» DATA SEGMENT:
---
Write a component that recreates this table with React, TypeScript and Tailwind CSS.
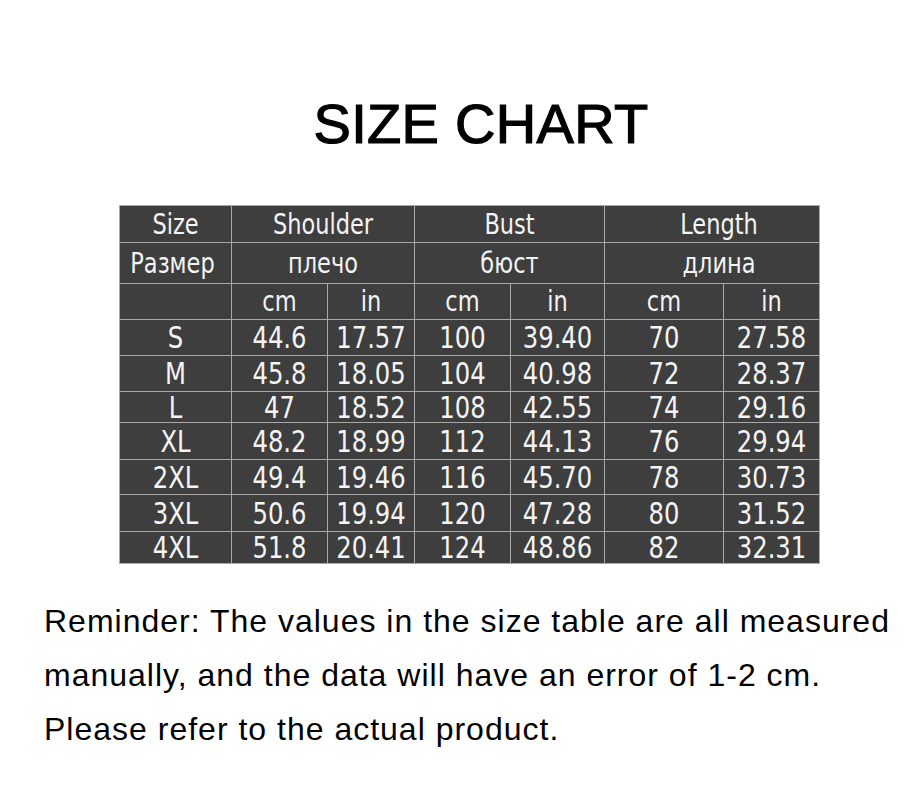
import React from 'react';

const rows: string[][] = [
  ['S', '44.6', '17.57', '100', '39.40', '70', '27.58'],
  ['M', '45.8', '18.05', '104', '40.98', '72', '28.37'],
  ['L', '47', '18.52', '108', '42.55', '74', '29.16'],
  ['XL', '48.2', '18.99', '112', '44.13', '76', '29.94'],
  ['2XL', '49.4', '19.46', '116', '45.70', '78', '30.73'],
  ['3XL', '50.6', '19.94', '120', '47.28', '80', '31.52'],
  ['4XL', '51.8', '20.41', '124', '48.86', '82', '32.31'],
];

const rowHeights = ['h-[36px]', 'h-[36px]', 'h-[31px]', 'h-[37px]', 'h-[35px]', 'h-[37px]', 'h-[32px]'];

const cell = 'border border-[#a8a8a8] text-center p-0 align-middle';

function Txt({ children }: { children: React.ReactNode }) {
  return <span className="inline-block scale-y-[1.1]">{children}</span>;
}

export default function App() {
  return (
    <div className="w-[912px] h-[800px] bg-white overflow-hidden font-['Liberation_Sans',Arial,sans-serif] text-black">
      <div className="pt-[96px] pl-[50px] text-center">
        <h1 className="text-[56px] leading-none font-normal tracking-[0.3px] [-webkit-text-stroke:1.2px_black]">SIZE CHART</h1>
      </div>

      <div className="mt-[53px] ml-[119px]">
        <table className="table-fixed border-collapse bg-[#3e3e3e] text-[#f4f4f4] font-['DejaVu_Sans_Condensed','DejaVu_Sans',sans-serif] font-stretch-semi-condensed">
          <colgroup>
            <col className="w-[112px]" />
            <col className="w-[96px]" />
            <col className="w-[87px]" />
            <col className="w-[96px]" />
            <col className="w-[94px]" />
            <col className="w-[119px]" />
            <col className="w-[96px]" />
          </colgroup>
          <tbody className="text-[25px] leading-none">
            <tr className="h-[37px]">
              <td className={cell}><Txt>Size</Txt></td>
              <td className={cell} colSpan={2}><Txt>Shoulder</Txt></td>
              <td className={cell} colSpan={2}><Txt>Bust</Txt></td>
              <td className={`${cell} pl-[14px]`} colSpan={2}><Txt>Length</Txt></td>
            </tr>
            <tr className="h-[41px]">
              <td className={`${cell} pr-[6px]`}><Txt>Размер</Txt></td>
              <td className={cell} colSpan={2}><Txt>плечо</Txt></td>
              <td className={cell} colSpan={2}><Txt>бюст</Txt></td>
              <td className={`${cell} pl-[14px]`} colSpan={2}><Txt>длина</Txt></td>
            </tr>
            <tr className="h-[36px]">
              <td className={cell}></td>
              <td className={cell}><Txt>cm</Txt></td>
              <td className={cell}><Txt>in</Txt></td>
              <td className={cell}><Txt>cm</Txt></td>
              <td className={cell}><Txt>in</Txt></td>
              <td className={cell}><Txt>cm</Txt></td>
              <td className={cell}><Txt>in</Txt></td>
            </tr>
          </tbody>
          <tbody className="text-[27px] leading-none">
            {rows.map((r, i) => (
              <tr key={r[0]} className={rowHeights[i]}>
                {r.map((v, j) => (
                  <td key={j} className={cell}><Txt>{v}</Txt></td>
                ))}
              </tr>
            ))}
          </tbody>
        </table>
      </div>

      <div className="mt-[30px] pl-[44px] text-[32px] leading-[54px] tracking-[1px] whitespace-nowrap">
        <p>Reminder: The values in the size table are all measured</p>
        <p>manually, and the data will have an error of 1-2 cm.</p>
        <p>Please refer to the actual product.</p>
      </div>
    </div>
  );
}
---
» WHAT TO DO:
Pull every line containing "table" from the data.

» SOLUTION FOR THIS EXERCISE:
Write a component that recreates this table with React, TypeScript and Tailwind CSS.
        <table className="table-fixed border-collapse bg-[#3e3e3e] text-[#f4f4f4] font-['DejaVu_Sans_Condensed','DejaVu_Sans',sans-serif] font-stretch-semi-condensed">
        </table>
        <p>Reminder: The values in the size table are all measured</p>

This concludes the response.